— Start —

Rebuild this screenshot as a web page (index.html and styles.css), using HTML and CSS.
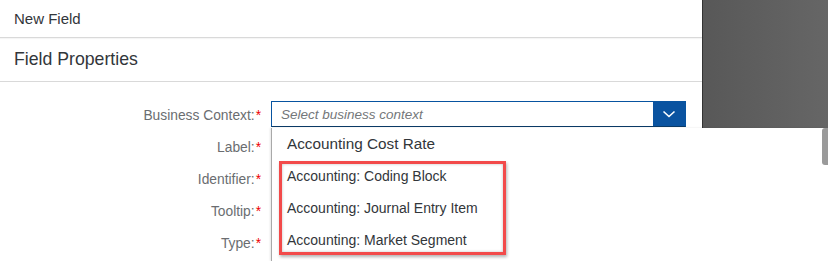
FILE: index.html
```html
<!DOCTYPE html>
<html>
<head>
<meta charset="utf-8">
<link rel="stylesheet" href="styles.css">
</head>
<body>
<div class="page">
  <div class="dialog">
    <div class="title">New Field</div>
    <div class="subtitle">Field Properties</div>
    <div class="form">
      <div class="label">Business Context:<span class="req">*</span></div>
      <div class="combo">
        <div class="combo-input">Select business context</div>
        <div class="combo-btn">
          <svg width="14" height="8" viewBox="0 0 14 8"><path d="M1.5 1.5 L7 6.5 L12.5 1.5" fill="none" stroke="#fff" stroke-width="1.6"/></svg>
        </div>
      </div>
      <div class="label">Label:<span class="req">*</span></div>
      <div></div>
      <div class="label">Identifier:<span class="req">*</span></div>
      <div></div>
      <div class="label">Tooltip:<span class="req">*</span></div>
      <div></div>
      <div class="label">Type:<span class="req">*</span></div>
      <div></div>
    </div>
  </div>
  <div class="backdrop"></div>
  <div class="popover">
    <div class="item first">Accounting Cost Rate</div>
    <div class="highlight">
      <div class="item">Accounting: Coding Block</div>
      <div class="item">Accounting: Journal Entry Item</div>
      <div class="item">Accounting: Market Segment</div>
    </div>
    <div class="scrollbar"></div>
  </div>
</div>
</body>
</html>
```
FILE: styles.css
```css
html, body {
  margin: 0;
  padding: 0;
  height: 100%;
  overflow: hidden;
}
body {
  font-family: "Liberation Sans", Arial, sans-serif;
  color: #32363a;
}
.page {
  position: relative;
  display: flex;
  height: 261px;
  width: 828px;
}
.dialog {
  width: 702px;
  background: #fff;
  display: flex;
  flex-direction: column;
}
.title {
  height: 38px;
  box-sizing: border-box;
  padding-left: 14px;
  line-height: 37px;
  font-size: 15px;
  color: #32363a;
  border-bottom: 1px solid #d9d9d9;
  box-shadow: 0 1px 1px rgba(0,0,0,0.04);
}
.subtitle {
  height: 44px;
  box-sizing: border-box;
  padding-left: 14px;
  line-height: 43px;
  font-size: 17.7px;
  color: #32363a;
  border-bottom: 1px solid #d9d9d9;
}
.form {
  display: grid;
  grid-template-columns: 261px 415px;
  column-gap: 10px;
  grid-auto-rows: 26px;
  row-gap: 6px;
  padding-top: 19px;
}
.label {
  text-align: right;
  font-size: 13.8px;
  color: #6a6d70;
  line-height: 29px;
}
.req {
  color: #e00;
  padding-left: 1px;
}
.combo {
  display: flex;
  height: 26px;
  box-sizing: border-box;
  border: 1px solid #0854a0;
  border-bottom-color: #0b3a66;
}
.combo-input {
  flex: 1;
  font-style: italic;
  font-size: 13.5px;
  color: #74777a;
  padding-left: 9px;
  line-height: 26px;
}
.combo-btn {
  width: 32px;
  background: #0a53a0;
  display: flex;
  align-items: center;
  justify-content: center;
}
.backdrop {
  flex: 1;
  background: linear-gradient(to right, #585858, #666);
  border-left: 1px solid #333;
}
.popover {
  position: absolute;
  left: 271px;
  top: 128px;
  right: 0;
  bottom: 0;
  background: #fff;
  border-left: 1px solid #a9a9a9;
  box-shadow: -1px 0 2px rgba(0,0,0,0.1);
}
.item {
  height: 32px;
  line-height: 32px;
  padding-left: 15px;
  font-size: 14px;
  color: #32363a;
}
.item.first {
  font-size: 15.3px;
}
.highlight {
  margin-left: 7px;
  width: 221px;
  height: 88px;
  overflow: hidden;
  border: 3px solid #f24a4a;
  box-shadow: 1px 2px 3px rgba(0,0,0,0.3), inset 0 0 3px rgba(0,0,0,0.25);
  margin-top: 1px;
}
.highlight .item {
  padding-left: 5px;
  height: 32px;
  line-height: 24px;
}
.scrollbar {
  position: absolute;
  right: 0;
  top: 0;
  width: 6px;
  height: 37px;
  background: #9a9a9a;
  border-radius: 3px 0 0 3px;
}
```
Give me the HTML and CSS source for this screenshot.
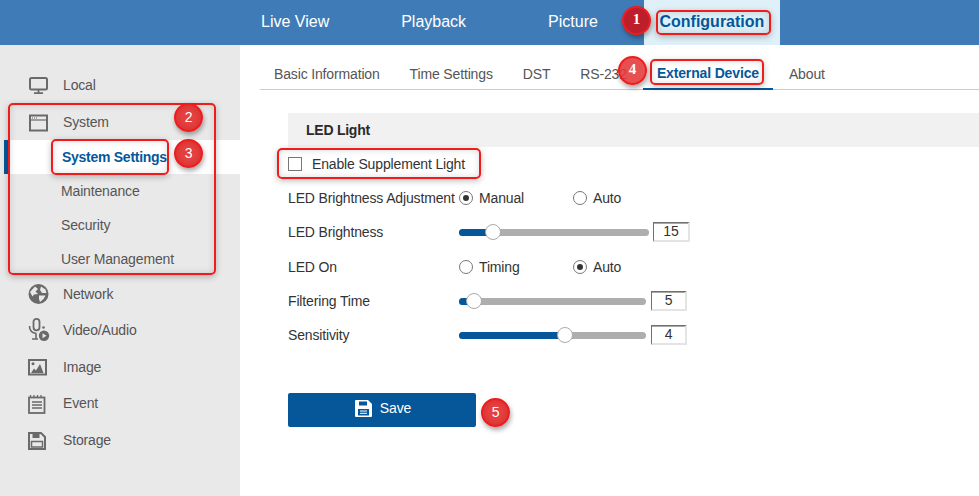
FILE: index.html
```html
<!DOCTYPE html>
<html lang="en">
<head>
<meta charset="utf-8">
<title>Configuration</title>
<link rel="stylesheet" href="styles.css">
</head>
<body>
<header class="topbar">
  <a class="topnav nav-live">Live View</a>
  <a class="topnav nav-play">Playback</a>
  <a class="topnav nav-pic">Picture</a>
  <a class="topnav nav-conf">Configuration</a>
</header>
<div class="layout">
  <aside class="sidebar">
    <div class="side-item">
      <svg class="side-icon" viewBox="0 0 20 20"><rect x="2" y="3" width="17" height="11.500" rx="1.500" fill="none" stroke="#6a6a6a" stroke-width="2"/><path d="M10.500 15v3M6 18.200h9" stroke="#6a6a6a" stroke-width="1.800" fill="none"/></svg>
      <span>Local</span>
    </div>
    <div class="side-item side-tall">
      <svg class="side-icon" viewBox="0 0 20 20"><rect x="2" y="3.500" width="17" height="15" fill="none" stroke="#6a6a6a" stroke-width="2"/><path d="M2 8h17" stroke="#6a6a6a" stroke-width="1.200"/><path d="M4 6h1M6 6h1M8 6h1" stroke="#6a6a6a"/></svg>
      <span>System</span>
    </div>
    <div class="sub-item sub-active">System Settings</div>
    <div class="sub-item">Maintenance</div>
    <div class="sub-item">Security</div>
    <div class="sub-item">User Management</div>
    <div class="side-item">
      <svg class="side-icon" viewBox="0 0 20 20"><circle cx="10.500" cy="10" r="10" fill="#6a6a6a"/><path d="M2 8l5-5.500 3 2.500-2.500 2.500L10 10l-4 .5-1.500 2zM11 11.500h6.500l-2 3.500-3.500 3-1-3zM13 2.500l4.500 3 1 3.500h-4.500l-2-3z" fill="#e9e9e9"/></svg>
      <span>Network</span>
    </div>
    <div class="side-item">
      <svg class="side-icon" viewBox="0 0 20 20"><rect x="5.500" y="-1.200" width="6" height="11.500" rx="3" fill="none" stroke="#6a6a6a" stroke-width="1.800"/><path d="M1.500 6c0 4.500 2.500 7 7 7.500M8 13.500v5M4 19h6" fill="none" stroke="#6a6a6a" stroke-width="1.600"/><circle cx="16" cy="15.800" r="5.200" fill="#6a6a6a"/><path d="M14.500 13.300l4 2.500-4 2.500z" fill="#e9e9e9"/><circle cx="15.500" cy="7.500" r="1.300" fill="#6a6a6a"/></svg>
      <span>Video/Audio</span>
    </div>
    <div class="side-item side-tall">
      <svg class="side-icon" viewBox="0 0 20 20"><rect x="1" y="3" width="17" height="14.500" fill="none" stroke="#6a6a6a" stroke-width="2"/><circle cx="5" cy="6.800" r="1.500" fill="#6a6a6a"/><path d="M3 16l3-4.500 2 2 4-6.500 3.500 9z" fill="#6a6a6a"/></svg>
      <span>Image</span>
    </div>
    <div class="side-item">
      <svg class="side-icon" viewBox="0 0 20 20"><rect x="1" y="4.500" width="15.500" height="15.500" fill="none" stroke="#6a6a6a" stroke-width="1.800"/><path d="M2.500 2v3M6 2v3M9.500 2v3M13 2v3M4 9h10M4 12h10M4 15h10" stroke="#6a6a6a" stroke-width="1.300"/></svg>
      <span>Event</span>
    </div>
    <div class="side-item side-tall">
      <svg class="side-icon" viewBox="0 0 20 20"><path d="M1 3h12l4 4v12H1z" fill="none" stroke="#6a6a6a" stroke-width="2"/><rect x="4.500" y="3" width="7" height="5" fill="#6a6a6a"/><rect x="3.500" y="11.500" width="11" height="5.500" fill="none" stroke="#6a6a6a" stroke-width="1.500"/></svg>
      <span>Storage</span>
    </div>
  </aside>
  <main class="content">
    <nav class="tabs">
      <a class="tab">Basic Information</a>
      <a class="tab">Time Settings</a>
      <a class="tab">DST</a>
      <a class="tab">RS-232</a>
      <a class="tab tab-active">External Device</a>
      <a class="tab">About</a>
    </nav>
    <section class="panel">
      <h2 class="panel-title">LED Light</h2>
      <label class="check-row"><span class="checkbox"></span>Enable Supplement Light</label>
      <div class="row">
        <span class="row-label">LED Brightness Adjustment</span>
        <span class="radio radio-on"></span><span class="radio-text">Manual</span>
        <span class="radio"></span><span class="radio-text">Auto</span>
      </div>
      <div class="row">
        <span class="row-label">LED Brightness</span>
        <div class="slider slider-long"><div class="fill" style="width:34px"></div><div class="thumb"></div></div>
        <span class="value value-long">15</span>
      </div>
      <div class="row row-tall">
        <span class="row-label">LED On</span>
        <span class="radio"></span><span class="radio-text">Timing</span>
        <span class="radio radio-on"></span><span class="radio-text">Auto</span>
      </div>
      <div class="row">
        <span class="row-label">Filtering Time</span>
        <div class="slider"><div class="fill" style="width:15px"></div><div class="thumb"></div></div>
        <span class="value">5</span>
      </div>
      <div class="row">
        <span class="row-label">Sensitivity</span>
        <div class="slider"><div class="fill" style="width:106px"></div><div class="thumb"></div></div>
        <span class="value">4</span>
      </div>
      <button class="save" type="button">
        <svg class="save-icon" viewBox="0 0 17 17"><path d="M1 0h12l4 4v12a1 1 0 0 1-1 1H1a1 1 0 0 1-1-1V1a1 1 0 0 1 1-1z" fill="#fff"/><rect x="4" y="1.500" width="8" height="4" fill="#05579a"/><rect x="3" y="9" width="11" height="6.500" fill="#05579a"/><path d="M5 11h7M5 13.300h7" stroke="#fff" stroke-width="1"/></svg>
        Save
      </button>
    </section>
  </main>
</div>

<div class="box box-conf"></div>
<div class="box box-ext"></div>
<div class="box box-sys"></div>
<div class="box box-set"></div>
<div class="box box-en"></div>
<div class="badge badge-1 badge-serif">1</div>
<div class="badge badge-2">2</div>
<div class="badge badge-3">3</div>
<div class="badge badge-4 badge-serif">4</div>
<div class="badge badge-5">5</div>
</body>
</html>
```

FILE: styles.css
```css
* { box-sizing: border-box; }
html, body { margin: 0; padding: 0; }
body {
  width: 979px;
  height: 496px;
  overflow: hidden;
  position: relative;
  background: #fff;
  font-family: "Liberation Sans", Arial, sans-serif;
  font-size: 14px;
  letter-spacing: -0.15px;
  color: #444;
}
.topbar {
  height: 45px;
  background: #3f7cb7;
  display: flex;
  align-items: stretch;
  font-size: 16px;
  letter-spacing: 0;
}
.topnav { display: flex; align-items: center; color: #fff; padding-bottom: 2px; }
.nav-live { margin-left: 261px; }
.nav-play { margin-left: 72px; }
.nav-pic { margin-left: 82px; }
.nav-conf {
  margin-left: 46px;
  width: 136px;
  justify-content: center;
  background: #dff0f8;
  color: #05579a;
  font-weight: bold;
}
.layout { display: flex; height: 451px; }
.sidebar {
  width: 240px;
  background: #e9e9e9;
  padding-top: 22px;
  flex: none;
}
.side-item {
  height: 36px;
  display: flex;
  align-items: center;
  padding-left: 28px;
  color: #555;
}
.side-tall { height: 37px; }
.side-icon { width: 20px; height: 20px; margin-right: 15px; flex: none; overflow: visible; }
.sub-item {
  height: 34px;
  padding-left: 61px;
  display: flex;
  align-items: center;
  color: #555;
}
.sub-active {
  margin-left: 4px;
  padding-left: 54px;
  background: #fff;
  border-left: 4px solid #05579a;
  color: #05579a;
  font-weight: bold;
  letter-spacing: -0.27px;
  width: 236px;
}
.content { flex: 1; min-width: 0; padding-left: 20px; }
.tabs {
  height: 45px;
  display: flex;
  border-bottom: 1px solid #ccc;
  color: #555;
}
.tab {
  display: flex;
  align-items: center;
  padding: 13px 14px 0;
  margin-right: 2px;
  height: 45px;
}
.tab-active {
  color: #05579a;
  font-weight: bold;
  border-bottom: 2px solid #05579a;
}
.panel { padding: 23px 0 0 28px; }
.panel-title {
  margin: 0;
  height: 34px;
  display: flex;
  align-items: center;
  padding-left: 18px;
  background: #f1f1f1;
  color: #2a2a2a;
  font-size: 14px;
  letter-spacing: -0.25px;
  font-weight: bold;
}
.check-row {
  height: 34px;
  display: flex;
  align-items: center;
  color: #333;
}
.checkbox {
  width: 14px;
  height: 14px;
  border: 1px solid #777;
  margin-right: 10px;
  background: #fff;
}
.row {
  height: 34px;
  display: flex;
  align-items: center;
  color: #333;
}
.row-tall { height: 35px; }
.row-label { width: 171px; flex: none; white-space: nowrap; }
.radio {
  width: 14px;
  height: 14px;
  border: 1px solid #777;
  border-radius: 50%;
  margin-right: 6px;
  flex: none;
  display: flex;
  align-items: center;
  justify-content: center;
}
.radio-on::after {
  content: "";
  width: 6px;
  height: 6px;
  border-radius: 50%;
  background: #333;
}
.radio-text { width: 94px; }
.slider {
  width: 187px;
  height: 7px;
  border-radius: 4px;
  background: #aeaeae;
  display: flex;
  align-items: center;
}
.slider-long { width: 190px; }
.fill { height: 7px; background: #05579a; border-radius: 4px 0 0 4px; }
.thumb {
  width: 16px;
  height: 16px;
  margin-left: -8px;
  border-radius: 50%;
  background: #fff;
  border: 1px solid #aaa;
  flex: none;
}
.value {
  margin-left: 5px;
  width: 36px;
  height: 20px;
  border-style: solid;
  border-width: 1px 2px 2px 1px;
  border-color: #707070 #e4e4e4 #e4e4e4 #707070;
  box-shadow: inset 0 1px 0 #a8a8a8;
  text-align: center;
  line-height: 16px;
  color: #333;
}
.value-long { margin-left: 4px; width: 37px; }
.save {
  display: flex;
  align-items: center;
  justify-content: center;
  gap: 8px;
  width: 188px;
  height: 34px;
  margin-top: 41px;
  padding: 0 0 4px 2px;
  border: 0;
  border-radius: 2px;
  background: #05579a;
  color: #fff;
  font: 14px "Liberation Sans", Arial, sans-serif;
  letter-spacing: -0.15px;
}
.save-icon { width: 17px; height: 17px; }

.box {
  position: absolute;
  border: 2px solid #f01c1c;
  border-radius: 5px;
  box-shadow: 0 2px 6px rgba(0,0,0,.25), inset 0 0 7px rgba(0,0,0,.14);
}
.box-conf { left: 656px; top: 10px; width: 115px; height: 25px; }
.box-ext { left: 650px; top: 59px; width: 114px; height: 26px; }
.box-sys { left: 8px; top: 103px; width: 208px; height: 172px; }
.box-set { left: 51px; top: 139px; width: 118px; height: 36px; }
.box-en { left: 277px; top: 148px; width: 204px; height: 31px; }
.badge {
  position: absolute;
  width: 29px;
  height: 29px;
  border-radius: 50%;
  background: radial-gradient(circle, #e4403f 40%, #d42a2f 100%);
  border: 2px solid #f01c1c;
  box-shadow: 1px 3px 5px rgba(0,0,0,.35);
  color: #fff;
  font-size: 14px;
  padding-bottom: 2px;
  display: flex;
  align-items: center;
  justify-content: center;
}
.badge-serif { font-family: "Liberation Serif", serif; font-weight: bold; font-size: 15px; }
.badge-1 { left: 622px; top: 6px; background: #bd1e2c; }
.badge-2 { left: 174px; top: 103px; }
.badge-3 { left: 174px; top: 139px; }
.badge-4 { left: 618px; top: 56px; background: rgba(228,56,56,.88); }
.badge-5 { left: 481px; top: 398px; }
```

— End —

#### Requirement:
Which lines of the data include "this"? Copy each of them.

#### Final answer:
Rebuild this screenshot as a web page (index.html and styles.css), using HTML and CSS.
Give me the HTML and CSS source for this screenshot.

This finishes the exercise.